I tested out the SPI using nmap SYN/FIN/UDP scans inbound and outbound.
checkout: EvanC's Linksys BEFW11S4 Site
from the linksys FAQ for VPN:
Q. What is Stateful Packet Inspection?
A. Stateful Packet Inspection (SPI) is a technology used in firewalls which instead of simply hiding an IP address from the internet, will look at each individual packet for information such as its source and destination addresses and protocol that is being used, in order to take certain actions based upon a set of pre-established criteria. SPI can be used to prevent DoS attacks, since the contents within the packet are known.
I have gotten annoyed by amount of these this configuration is impossible to root remotely posts.

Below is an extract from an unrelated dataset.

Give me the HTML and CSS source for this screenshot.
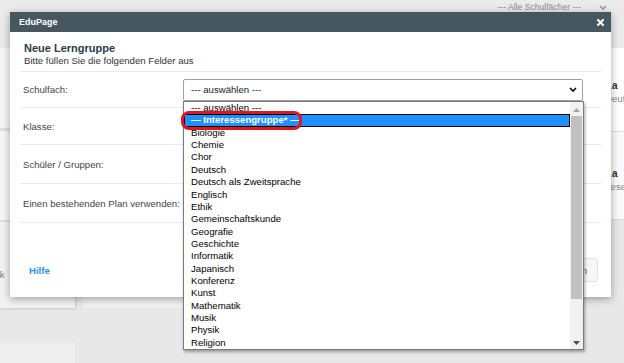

I mean how do you know? Linux kernel is a piece of software too and has contained a major amount of holes. You can never know whether it would be possible to break in to the host using some remote exploitable vulnerability in kernel, the chances are just small.
Even worse, if somebody manages to break in, you have no log information what so ever that would help you to notice what happened.
Remote Access is what hackers dream of, and in runlevel 0, they dream of it even more, come on, is manual administration all that much of a pain? Geez, Remote Access kinda takes the point out of securing a system, now doesn't it. If you really need remote admin that much, go buy a server off of eBay and connect a 20' serial cable to it and use a serial console.
Your approach to securing a Linux firewall is an interesting exercise because it highlights the issues of many software firewalls that depend upon the host OS for their own security. 3Com sells an embedded firewall NIC that provides a packet filter which is managed by a management interface that runs off box. Thus, there is not even a management process on the protected host for an attacker to take control of. Even the firewall administrator cannot spawn a process on the firewall NIC. The NIC sends its audit data over the network to the firewall administrator's machine (encrypted of course). This allows the administrator to manage the firewall without being onsite. The embedded firewall on a NIC provides a very secure yet inexpensive firewall for single host. It is cheaper and smaller than dedicating an entire box. It also addresses the remote management and auditing issues others have raised. This makes is very interesting for remote machines that must be protected by an administrator at the central office. It should give you everything your halted firewall does plus remote management.